The new industry-led Medicines Manufacturing Innovation Centre (MMIC) will offer pharma companies, from start-ups through to multinational organisations, a unique service to develop and adopt novel manufacturing techniques to adapt into their own manufacturing processes.  By transforming processes and technologies, the speed of bringing new drugs to market could improve drastically.

The MMIC will be positioned next to the £65 million National Manufacturing Institute for Scotland (NMIS) and at the heart of an Advanced Manufacturing Innovation District. The MMIC aims to attract over £80 million of R&D investment by 2028 and will create 80 high value jobs directly by 2023.  Up to 90 jobs will also be created or retained in companies involved in the design and build phase and post-construction. 

With a global market worth £98 billion, this investment will help put the UK, and Scotland, at the forefront of technology and innovation in small molecule pharmaceutical and fine chemical manufacturing which still makes up the bulk of how new medicines are made.  The pharmaceutical sector in Scotland employs 5000 people directly and supports a further 16,500 jobs.

Supported by Scottish Enterprise (£15 million), UK Research and Innovation, through Innovate UK (£13 million) GSK and AstraZeneca (£7 million each), the MMIC is one of the early projects across the UK to receive funding from the UK’s Industrial Strategy Challenge Fund.

Paul Wheelhouse, Scottish Government Minister for Business, Innovation and Energy, said: “I am delighted that the Medicines Manufacturing Innovation Centre will be located in Scotland, given its potential to become a global centre of excellence and bringing significant benefits to Scotland’s economy. The location of the MMIC is also a very positive endorsement of Scotland’s life and chemical science sectors and will build on our internationally recognised strengths in both research and development and manufacturing. Scottish Enterprise, on behalf of Scottish Ministers, is investing £15 million in the MMIC helping to fulfil the vision of Scotland’s Life Sciences Strategy. This will help to make Scotland the location of choice for the life sciences community and help us grow the industry’s contribution to the Scottish Economy by 90 per cent, to £8 billion by 2025.

“As well as helping to attract further manufacturing investment to Scotland, the centre will also be well placed to support new business start-ups and spin-outs and enable established life and chemical science companies to profit from innovation. Whilst the Centre will be located within the Advanced Manufacturing and Innovation District in Renfrewshire, alongside the National Manufacturing Institute for Scotland, we are taking a range of steps to ensure that the sector across the whole of Scotland is able to benefit from the project.”
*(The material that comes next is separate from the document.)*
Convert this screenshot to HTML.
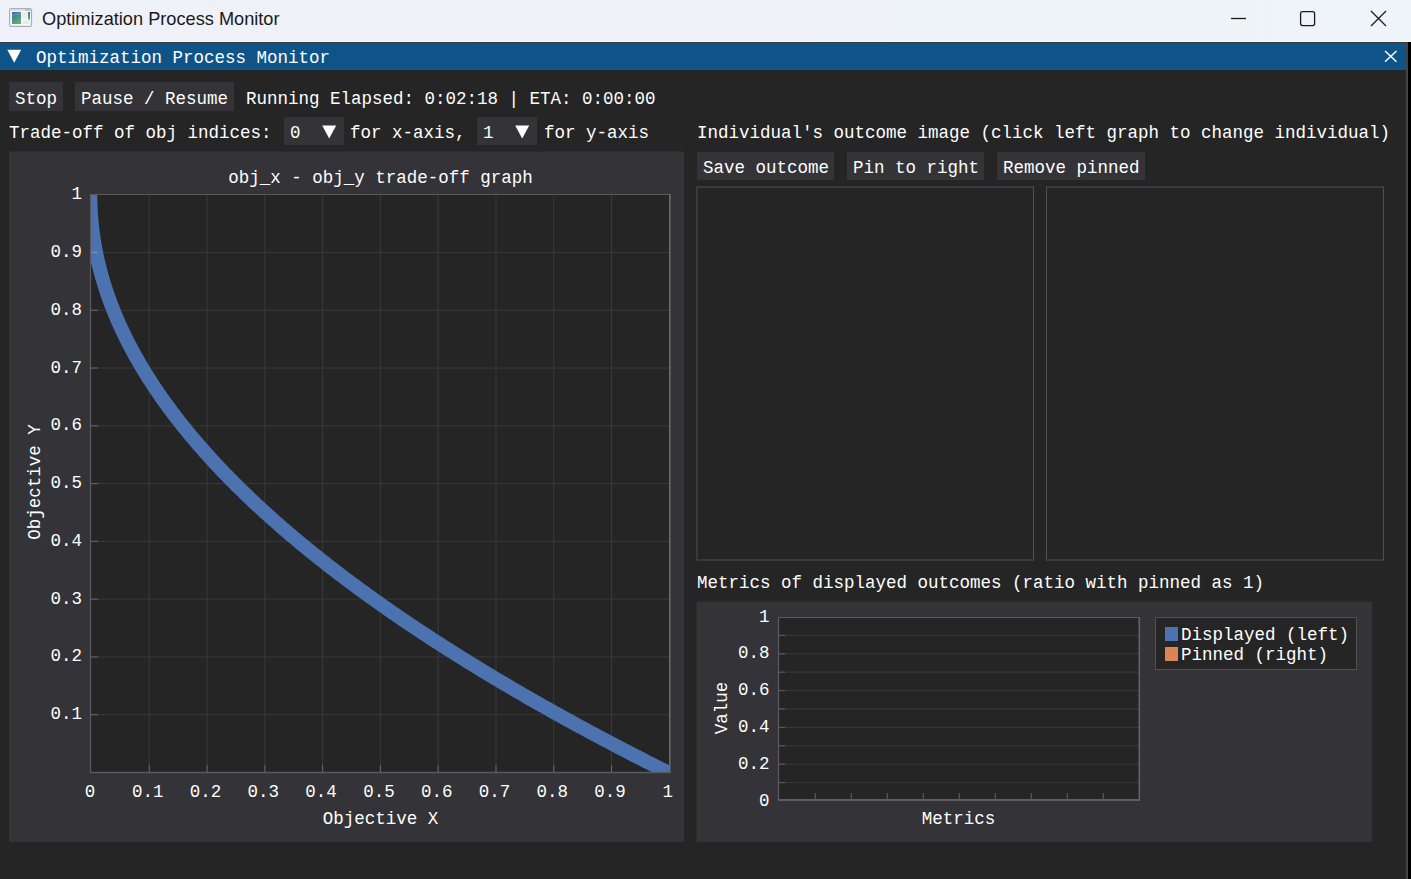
<!DOCTYPE html>
<html><head><meta charset="utf-8"><style>
html,body{margin:0;padding:0;width:1411px;height:879px;overflow:hidden;background:#252525;}
.r{position:absolute;}
.t{position:absolute;font-family:"Liberation Mono",monospace;font-size:17.5px;line-height:20px;white-space:pre;color:#fff;}
</style></head><body>
<div class="r" style="left:0px;top:0px;width:1411px;height:41px;background:linear-gradient(90deg,#eff1fa 0%,#eff2f9 35%,#eef3f8 65%,#eef4f7 100%);"></div>
<div class="r" style="left:0px;top:41px;width:1411px;height:1px;background:#f8fafd;"></div>
<div class="r" style="left:0px;top:42px;width:1411px;height:1px;background:#333a40;"></div>
<div class="r" style="left:0px;top:43px;width:1406px;height:836px;background:#252525;"></div>
<div class="r" style="left:1406px;top:43px;width:2px;height:836px;background:#444448;"></div>
<div class="r" style="left:1408px;top:42px;width:3px;height:837px;background:#000;"></div>
<div class="r" style="left:0px;top:43px;width:1406px;height:27px;background:#0f5489;"></div>
<div class="r" style="left:9px;top:82px;width:54px;height:29px;background:#333338;"></div>
<div class="r" style="left:75px;top:82px;width:159px;height:29px;background:#333338;"></div>
<div class="r" style="left:284px;top:117px;width:60px;height:28px;background:#333338;"></div>
<div class="r" style="left:477px;top:117px;width:60px;height:28px;background:#333338;"></div>
<div class="r" style="left:697px;top:152px;width:137px;height:28px;background:#333338;"></div>
<div class="r" style="left:847px;top:152px;width:137px;height:28px;background:#333338;"></div>
<div class="r" style="left:997px;top:152px;width:148px;height:28px;background:#333338;"></div>
<svg class="r" style="left:0;top:0" width="1411" height="879" viewBox="0 0 1411 879">
<rect x="9" y="151.5" width="675" height="690.5" fill="#333338"/>
<rect x="90" y="194" width="580" height="579" fill="#252525"/>
<defs><clipPath id="pc"><rect x="91" y="195" width="578.5" height="577"/></clipPath></defs>
<line x1="149.28" y1="195" x2="149.28" y2="772" stroke="#3a3a3c" stroke-width="1"/>
<line x1="91" y1="714.72" x2="669" y2="714.72" stroke="#3a3a3c" stroke-width="1"/>
<line x1="207.06" y1="195" x2="207.06" y2="772" stroke="#3a3a3c" stroke-width="1"/>
<line x1="91" y1="656.94" x2="669" y2="656.94" stroke="#3a3a3c" stroke-width="1"/>
<line x1="264.84" y1="195" x2="264.84" y2="772" stroke="#3a3a3c" stroke-width="1"/>
<line x1="91" y1="599.16" x2="669" y2="599.16" stroke="#3a3a3c" stroke-width="1"/>
<line x1="322.62" y1="195" x2="322.62" y2="772" stroke="#3a3a3c" stroke-width="1"/>
<line x1="91" y1="541.38" x2="669" y2="541.38" stroke="#3a3a3c" stroke-width="1"/>
<line x1="380.40" y1="195" x2="380.40" y2="772" stroke="#3a3a3c" stroke-width="1"/>
<line x1="91" y1="483.60" x2="669" y2="483.60" stroke="#3a3a3c" stroke-width="1"/>
<line x1="438.18" y1="195" x2="438.18" y2="772" stroke="#3a3a3c" stroke-width="1"/>
<line x1="91" y1="425.82" x2="669" y2="425.82" stroke="#3a3a3c" stroke-width="1"/>
<line x1="495.96" y1="195" x2="495.96" y2="772" stroke="#3a3a3c" stroke-width="1"/>
<line x1="91" y1="368.04" x2="669" y2="368.04" stroke="#3a3a3c" stroke-width="1"/>
<line x1="553.74" y1="195" x2="553.74" y2="772" stroke="#3a3a3c" stroke-width="1"/>
<line x1="91" y1="310.26" x2="669" y2="310.26" stroke="#3a3a3c" stroke-width="1"/>
<line x1="611.52" y1="195" x2="611.52" y2="772" stroke="#3a3a3c" stroke-width="1"/>
<line x1="91" y1="252.48" x2="669" y2="252.48" stroke="#3a3a3c" stroke-width="1"/>
<polyline clip-path="url(#pc)" points="90.30,194.70 90.31,196.63 90.33,198.55 90.36,200.48 90.40,202.40 90.46,204.33 90.53,206.26 90.61,208.18 90.71,210.11 90.82,212.03 90.94,213.96 91.08,215.89 91.22,217.81 91.38,219.74 91.56,221.66 91.74,223.59 91.94,225.52 92.16,227.44 92.38,229.37 92.62,231.29 92.87,233.22 93.13,235.15 93.41,237.07 93.70,239.00 94.00,240.92 94.31,242.85 94.64,244.78 94.98,246.70 95.33,248.63 95.70,250.55 96.08,252.48 96.47,254.41 96.87,256.33 97.29,258.26 97.72,260.18 98.16,262.11 98.62,264.04 99.09,265.96 99.57,267.89 100.06,269.81 100.57,271.74 101.09,273.67 101.62,275.59 102.17,277.52 102.73,279.44 103.30,281.37 103.88,283.30 104.48,285.22 105.09,287.15 105.71,289.07 106.35,291.00 107.00,292.93 107.66,294.85 108.33,296.78 109.02,298.70 109.72,300.63 110.43,302.56 111.16,304.48 111.90,306.41 112.65,308.33 113.41,310.26 114.19,312.19 114.98,314.11 115.78,316.04 116.60,317.96 117.42,319.89 118.27,321.82 119.12,323.74 119.99,325.67 120.87,327.59 121.76,329.52 122.66,331.45 123.58,333.37 124.51,335.30 125.46,337.22 126.41,339.15 127.38,341.08 128.36,343.00 129.36,344.93 130.37,346.85 131.39,348.78 132.42,350.71 133.47,352.63 134.53,354.56 135.60,356.48 136.68,358.41 137.78,360.34 138.89,362.26 140.02,364.19 141.15,366.11 142.30,368.04 143.46,369.97 144.64,371.89 145.83,373.82 147.03,375.74 148.24,377.67 149.47,379.60 150.71,381.52 151.96,383.45 153.22,385.37 154.50,387.30 155.79,389.23 157.09,391.15 158.41,393.08 159.74,395.00 161.08,396.93 162.44,398.86 163.80,400.78 165.18,402.71 166.58,404.63 167.98,406.56 169.40,408.49 170.83,410.41 172.28,412.34 173.73,414.26 175.20,416.19 176.69,418.12 178.18,420.04 179.69,421.97 181.21,423.89 182.75,425.82 184.30,427.75 185.86,429.67 187.43,431.60 189.01,433.52 190.61,435.45 192.22,437.38 193.85,439.30 195.49,441.23 197.14,443.15 198.80,445.08 200.47,447.01 202.16,448.93 203.86,450.86 205.58,452.78 207.30,454.71 209.04,456.64 210.80,458.56 212.56,460.49 214.34,462.41 216.13,464.34 217.94,466.27 219.75,468.19 221.58,470.12 223.43,472.04 225.28,473.97 227.15,475.90 229.03,477.82 230.92,479.75 232.83,481.67 234.75,483.60 236.68,485.53 238.63,487.45 240.59,489.38 242.56,491.30 244.54,493.23 246.54,495.16 248.55,497.08 250.57,499.01 252.60,500.93 254.65,502.86 256.71,504.79 258.79,506.71 260.87,508.64 262.97,510.56 265.08,512.49 267.21,514.42 269.35,516.34 271.50,518.27 273.66,520.19 275.84,522.12 278.03,524.05 280.23,525.97 282.44,527.90 284.67,529.82 286.91,531.75 289.17,533.68 291.43,535.60 293.71,537.53 296.00,539.45 298.31,541.38 300.63,543.31 302.96,545.23 305.30,547.16 307.66,549.08 310.02,551.01 312.41,552.94 314.80,554.86 317.21,556.79 319.63,558.71 322.06,560.64 324.51,562.57 326.97,564.49 329.44,566.42 331.92,568.34 334.42,570.27 336.93,572.20 339.45,574.12 341.99,576.05 344.54,577.97 347.10,579.90 349.67,581.83 352.26,583.75 354.86,585.68 357.47,587.60 360.10,589.53 362.74,591.46 365.39,593.38 368.05,595.31 370.73,597.23 373.42,599.16 376.12,601.09 378.84,603.01 381.57,604.94 384.31,606.86 387.06,608.79 389.83,610.72 392.61,612.64 395.40,614.57 398.21,616.49 401.03,618.42 403.86,620.35 406.70,622.27 409.56,624.20 412.43,626.12 415.31,628.05 418.21,629.98 421.12,631.90 424.04,633.83 426.97,635.75 429.92,637.68 432.88,639.61 435.85,641.53 438.84,643.46 441.83,645.38 444.84,647.31 447.87,649.24 450.90,651.16 453.95,653.09 457.02,655.01 460.09,656.94 463.18,658.87 466.28,660.79 469.39,662.72 472.52,664.64 475.66,666.57 478.81,668.50 481.98,670.42 485.16,672.35 488.35,674.27 491.55,676.20 494.77,678.13 498.00,680.05 501.24,681.98 504.49,683.90 507.76,685.83 511.04,687.76 514.33,689.68 517.64,691.61 520.96,693.53 524.29,695.46 527.64,697.39 530.99,699.31 534.36,701.24 537.75,703.16 541.14,705.09 544.55,707.02 547.98,708.94 551.41,710.87 554.86,712.79 558.32,714.72 561.79,716.65 565.28,718.57 568.78,720.50 572.29,722.42 575.81,724.35 579.35,726.28 582.90,728.20 586.46,730.13 590.04,732.05 593.63,733.98 597.23,735.91 600.84,737.83 604.47,739.76 608.11,741.68 611.76,743.61 615.43,745.54 619.11,747.46 622.80,749.39 626.50,751.31 630.22,753.24 633.95,755.17 637.69,757.09 641.45,759.02 645.22,760.94 649.00,762.87 652.79,764.80 656.60,766.72 660.42,768.65 664.25,770.57 668.10,772.50" fill="none" stroke="#4c72b0" stroke-width="14" stroke-linejoin="round"/>
<line x1="149.28" y1="765" x2="149.28" y2="772" stroke="rgba(255,255,255,0.21)" stroke-width="1.3"/>
<line x1="91" y1="714.72" x2="98" y2="714.72" stroke="rgba(255,255,255,0.21)" stroke-width="1.3"/>
<line x1="207.06" y1="765" x2="207.06" y2="772" stroke="rgba(255,255,255,0.21)" stroke-width="1.3"/>
<line x1="91" y1="656.94" x2="98" y2="656.94" stroke="rgba(255,255,255,0.21)" stroke-width="1.3"/>
<line x1="264.84" y1="765" x2="264.84" y2="772" stroke="rgba(255,255,255,0.21)" stroke-width="1.3"/>
<line x1="91" y1="599.16" x2="98" y2="599.16" stroke="rgba(255,255,255,0.21)" stroke-width="1.3"/>
<line x1="322.62" y1="765" x2="322.62" y2="772" stroke="rgba(255,255,255,0.21)" stroke-width="1.3"/>
<line x1="91" y1="541.38" x2="98" y2="541.38" stroke="rgba(255,255,255,0.21)" stroke-width="1.3"/>
<line x1="380.40" y1="765" x2="380.40" y2="772" stroke="rgba(255,255,255,0.21)" stroke-width="1.3"/>
<line x1="91" y1="483.60" x2="98" y2="483.60" stroke="rgba(255,255,255,0.21)" stroke-width="1.3"/>
<line x1="438.18" y1="765" x2="438.18" y2="772" stroke="rgba(255,255,255,0.21)" stroke-width="1.3"/>
<line x1="91" y1="425.82" x2="98" y2="425.82" stroke="rgba(255,255,255,0.21)" stroke-width="1.3"/>
<line x1="495.96" y1="765" x2="495.96" y2="772" stroke="rgba(255,255,255,0.21)" stroke-width="1.3"/>
<line x1="91" y1="368.04" x2="98" y2="368.04" stroke="rgba(255,255,255,0.21)" stroke-width="1.3"/>
<line x1="553.74" y1="765" x2="553.74" y2="772" stroke="rgba(255,255,255,0.21)" stroke-width="1.3"/>
<line x1="91" y1="310.26" x2="98" y2="310.26" stroke="rgba(255,255,255,0.21)" stroke-width="1.3"/>
<line x1="611.52" y1="765" x2="611.52" y2="772" stroke="rgba(255,255,255,0.21)" stroke-width="1.3"/>
<line x1="91" y1="252.48" x2="98" y2="252.48" stroke="rgba(255,255,255,0.21)" stroke-width="1.3"/>
<line x1="90" y1="194.5" x2="670.5" y2="194.5" stroke="#5a5a5e" stroke-width="1"/>
<line x1="90.5" y1="194" x2="90.5" y2="773" stroke="#5a5a5e" stroke-width="1.2"/>
<line x1="90" y1="772.5" x2="670" y2="772.5" stroke="#5a5a5e" stroke-width="1.4"/>
<line x1="669.8" y1="194" x2="669.8" y2="773" stroke="#6a6a6c" stroke-width="1.6"/>
<rect x="697" y="187" width="336.5" height="373" fill="none" stroke="#505054" stroke-width="1"/>
<rect x="1046.5" y="187" width="337" height="373" fill="none" stroke="#505054" stroke-width="1"/>
<rect x="696.5" y="601.5" width="675.4" height="240.5" fill="#333338"/>
<rect x="778" y="617" width="361" height="184" fill="#252525"/>
<line x1="778" y1="782.60" x2="1139" y2="782.60" stroke="#3a3a3c" stroke-width="1"/>
<line x1="778" y1="782.60" x2="785" y2="782.60" stroke="#56565a" stroke-width="1.3"/>
<line x1="778" y1="764.20" x2="1139" y2="764.20" stroke="#3a3a3c" stroke-width="1"/>
<line x1="778" y1="764.20" x2="785" y2="764.20" stroke="#56565a" stroke-width="1.3"/>
<line x1="778" y1="745.80" x2="1139" y2="745.80" stroke="#3a3a3c" stroke-width="1"/>
<line x1="778" y1="745.80" x2="785" y2="745.80" stroke="#56565a" stroke-width="1.3"/>
<line x1="778" y1="727.40" x2="1139" y2="727.40" stroke="#3a3a3c" stroke-width="1"/>
<line x1="778" y1="727.40" x2="785" y2="727.40" stroke="#56565a" stroke-width="1.3"/>
<line x1="778" y1="709.00" x2="1139" y2="709.00" stroke="#3a3a3c" stroke-width="1"/>
<line x1="778" y1="709.00" x2="785" y2="709.00" stroke="#56565a" stroke-width="1.3"/>
<line x1="778" y1="690.60" x2="1139" y2="690.60" stroke="#3a3a3c" stroke-width="1"/>
<line x1="778" y1="690.60" x2="785" y2="690.60" stroke="#56565a" stroke-width="1.3"/>
<line x1="778" y1="672.20" x2="1139" y2="672.20" stroke="#3a3a3c" stroke-width="1"/>
<line x1="778" y1="672.20" x2="785" y2="672.20" stroke="#56565a" stroke-width="1.3"/>
<line x1="778" y1="653.80" x2="1139" y2="653.80" stroke="#3a3a3c" stroke-width="1"/>
<line x1="778" y1="653.80" x2="785" y2="653.80" stroke="#56565a" stroke-width="1.3"/>
<line x1="778" y1="635.40" x2="1139" y2="635.40" stroke="#3a3a3c" stroke-width="1"/>
<line x1="778" y1="635.40" x2="785" y2="635.40" stroke="#56565a" stroke-width="1.3"/>
<line x1="815.30" y1="793" x2="815.30" y2="801" stroke="#56565a" stroke-width="1.3"/>
<line x1="851.30" y1="793" x2="851.30" y2="801" stroke="#56565a" stroke-width="1.3"/>
<line x1="887.30" y1="793" x2="887.30" y2="801" stroke="#56565a" stroke-width="1.3"/>
<line x1="923.30" y1="793" x2="923.30" y2="801" stroke="#56565a" stroke-width="1.3"/>
<line x1="959.30" y1="793" x2="959.30" y2="801" stroke="#56565a" stroke-width="1.3"/>
<line x1="995.30" y1="793" x2="995.30" y2="801" stroke="#56565a" stroke-width="1.3"/>
<line x1="1031.30" y1="793" x2="1031.30" y2="801" stroke="#56565a" stroke-width="1.3"/>
<line x1="1067.30" y1="793" x2="1067.30" y2="801" stroke="#56565a" stroke-width="1.3"/>
<line x1="1103.30" y1="793" x2="1103.30" y2="801" stroke="#56565a" stroke-width="1.3"/>
<line x1="778" y1="617.5" x2="1140" y2="617.5" stroke="#5a5a5e" stroke-width="1"/>
<line x1="778.5" y1="617" x2="778.5" y2="801" stroke="#5a5a5e" stroke-width="1.2"/>
<line x1="778" y1="800" x2="1140" y2="800" stroke="#5e5e60" stroke-width="2"/>
<line x1="1139.3" y1="617" x2="1139.3" y2="801" stroke="#626264" stroke-width="1.6"/>
</svg>
<svg class="r" style="left:9px;top:8px" width="24" height="20" viewBox="0 0 24 20">
<defs><linearGradient id="ig" x1="0" y1="0" x2="0.6" y2="1"><stop offset="0" stop-color="#3b68ad"/><stop offset="0.45" stop-color="#468a94"/><stop offset="1" stop-color="#5cb46a"/></linearGradient>
<linearGradient id="ig2" x1="0" y1="0" x2="0" y2="1"><stop offset="0" stop-color="#3b68ad"/><stop offset="1" stop-color="#62b86a"/></linearGradient></defs>
<rect x="0.6" y="0.6" width="21.9" height="17.8" rx="1.6" fill="#fbfbfc" stroke="#a9aeb6" stroke-width="1.2"/>
<rect x="1.2" y="1.2" width="20.7" height="1.8" fill="#d9dde4"/>
<rect x="16" y="1.2" width="5.9" height="1.8" fill="#b7c0ce"/>
<rect x="3" y="4" width="9" height="12" fill="url(#ig)"/>
<path d="M3 7.5 Q6 5.6 12 5.9" stroke="#9cc0d0" stroke-width="0.6" fill="none" opacity="0.7"/>
<rect x="13.4" y="4" width="4.6" height="6.8" fill="#ebebec"/>
<rect x="19" y="4" width="2" height="7.7" fill="url(#ig2)"/>
<rect x="13.4" y="12.2" width="7.6" height="3.8" fill="#e9e9ea"/>
</svg>
<div class="t" style="left:42px;top:7px;font-family:'Liberation Sans',sans-serif;font-size:18.2px;line-height:24px;color:#1a1a1a">Optimization Process Monitor</div>
<svg class="r" style="left:1220px;top:0px" width="180" height="40" viewBox="0 0 180 40">
<line x1="11" y1="18.5" x2="26" y2="18.5" stroke="#1a1a1a" stroke-width="1.3"/>
<rect x="80.6" y="11.6" width="14" height="14" rx="2" fill="none" stroke="#1a1a1a" stroke-width="1.3"/>
<path d="M151 11 L166 26 M166 11 L151 26" stroke="#1a1a1a" stroke-width="1.3" fill="none"/>
</svg>
<svg class="r" style="left:7px;top:49px" width="16" height="15" viewBox="0 0 16 15"><path d="M0.3 0.8 L14.2 0.8 L7.25 13.8 Z" fill="#fff"/></svg>
<div class="t" style="left:36px;top:48px;">Optimization Process Monitor</div>
<svg class="r" style="left:1382px;top:49px" width="16" height="16" viewBox="0 0 16 16"><path d="M3 2 L14.5 12.8 M14.5 2 L3 12.8" stroke="#fff" stroke-width="1.5"/></svg>
<div class="t" style="left:15px;top:89px;">Stop</div>
<div class="t" style="left:81px;top:89px;">Pause / Resume</div>
<div class="t" style="left:246px;top:89px;">Running Elapsed: 0:02:18 | ETA: 0:00:00</div>
<div class="t" style="left:9px;top:123px;">Trade-off of obj indices:</div>
<div class="t" style="left:290px;top:123px;">0</div>
<svg class="r" style="left:322px;top:124.5px" width="15" height="14" viewBox="0 0 15 14"><path d="M0.2 0.6 L14.2 0.6 L7.2 13.4 Z" fill="#fff"/></svg>
<div class="t" style="left:350px;top:123px;">for x-axis,</div>
<div class="t" style="left:483px;top:123px;">1</div>
<svg class="r" style="left:515px;top:124.5px" width="15" height="14" viewBox="0 0 15 14"><path d="M0.2 0.6 L14.2 0.6 L7.2 13.4 Z" fill="#fff"/></svg>
<div class="t" style="left:544px;top:123px;">for y-axis</div>
<div class="t" style="left:697px;top:123px;">Individual's outcome image (click left graph to change individual)</div>
<div class="t" style="left:228.15px;top:168px;">obj_x - obj_y trade-off graph</div>
<div class="t" style="left:84.75px;top:782px;">0</div>
<div class="t" style="left:132.03px;top:782px;">0.1</div>
<div class="t" style="left:189.81px;top:782px;">0.2</div>
<div class="t" style="left:247.59px;top:782px;">0.3</div>
<div class="t" style="left:305.37px;top:782px;">0.4</div>
<div class="t" style="left:363.15px;top:782px;">0.5</div>
<div class="t" style="left:420.93px;top:782px;">0.6</div>
<div class="t" style="left:478.71px;top:782px;">0.7</div>
<div class="t" style="left:536.49px;top:782px;">0.8</div>
<div class="t" style="left:594.27px;top:782px;">0.9</div>
<div class="t" style="left:662.55px;top:782px;">1</div>
<div class="t" style="left:50.5px;top:704.22px;">0.1</div>
<div class="t" style="left:50.5px;top:646.44px;">0.2</div>
<div class="t" style="left:50.5px;top:588.66px;">0.3</div>
<div class="t" style="left:50.5px;top:530.88px;">0.4</div>
<div class="t" style="left:50.5px;top:473.1px;">0.5</div>
<div class="t" style="left:50.5px;top:415.32px;">0.6</div>
<div class="t" style="left:50.5px;top:357.54px;">0.7</div>
<div class="t" style="left:50.5px;top:299.76px;">0.8</div>
<div class="t" style="left:50.5px;top:241.98px;">0.9</div>
<div class="t" style="left:71.5px;top:184.2px;">1</div>
<div class="t" style="left:322.65px;top:809px;">Objective X</div>
<div class="t" style="left:-23.25px;top:472px;width:115.5px;transform:rotate(-90deg);transform-origin:57.75px 10px;">Objective Y</div>
<div class="t" style="left:703px;top:158px;">Save outcome</div>
<div class="t" style="left:853px;top:158px;">Pin to right</div>
<div class="t" style="left:1003px;top:158px;">Remove pinned</div>
<div class="t" style="left:697px;top:573px;">Metrics of displayed outcomes (ratio with pinned as 1)</div>
<div class="t" style="left:759px;top:790.5px;">0</div>
<div class="t" style="left:738px;top:753.7px;">0.2</div>
<div class="t" style="left:738px;top:716.9px;">0.4</div>
<div class="t" style="left:738px;top:680.1px;">0.6</div>
<div class="t" style="left:738px;top:643.3px;">0.8</div>
<div class="t" style="left:759px;top:606.5px;">1</div>
<div class="t" style="left:921.75px;top:809px;">Metrics</div>
<div class="t" style="left:695.75px;top:698px;width:52.5px;transform:rotate(-90deg);transform-origin:26.25px 10px;">Value</div>
<div class="r" style="left:1155px;top:617px;width:202px;height:53px;background:#252525;box-sizing:border-box;border:1px solid #505054;"></div>
<div class="r" style="left:1165px;top:627px;width:13px;height:14px;background:#4c72b0"></div>
<div class="r" style="left:1165px;top:647px;width:13px;height:14px;background:#dd8452"></div>
<div class="t" style="left:1181px;top:625px;">Displayed (left)</div>
<div class="t" style="left:1181px;top:645px;">Pinned (right)</div>
</body></html>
Linda Hanna, Scottish Enterprise managing director, said: “We are delighted to welcome the new MMIC to Scotland. There is no other facility like this in the world and is a fantastic endorsement of Scotland as an ideal place to invest in global excellence in high value manufacturing drawing on our skills, innovative companies and academic expertise. Industry leadership and co-investment has been central to shaping this centre and will remain at the heart of what makes it a success, providing a platform for companies right across the UK to collaborate, innovate and develop world-leading medicine manufacturing processes and technologies.”

Dr Dave Tudor, Scottish Life Sciences Industry Leadership Group chair, and vice president, Head of Global Manufacturing and Supply Strategy for GSK, said: “Industry, government, academia and others are working together to secure an internationally competitive leadership position for the UK in life sciences for the long-term. GSK has long advocated the value of collaborations like the MMIC to capitalise on our world-class science base and deliver innovation that drives growth and improves patient care. As the UK’s largest life sciences company and one of its biggest investors in research, we are delighted to have an active involvement in this new centre.”

Professor Sir Jim McDonald, University of Strathclyde principal, said: “Strathclyde has earned an international reputation for research and innovation that accelerates and enhances the manufacturing of medicines and pharmaceuticals. As strategic partners in MMIC, we will have an enhanced role in supporting industry to deliver urgently-needed medicines both swiftly and effectively. The challenges of health are among the biggest facing today’s world; they are changing rapidly and continually and medicine must keep pace with them to provide solutions. MMIC will provide world-class talent, research capability, technology, facilities, knowledge and experience to industry to ensure these challenges are met.”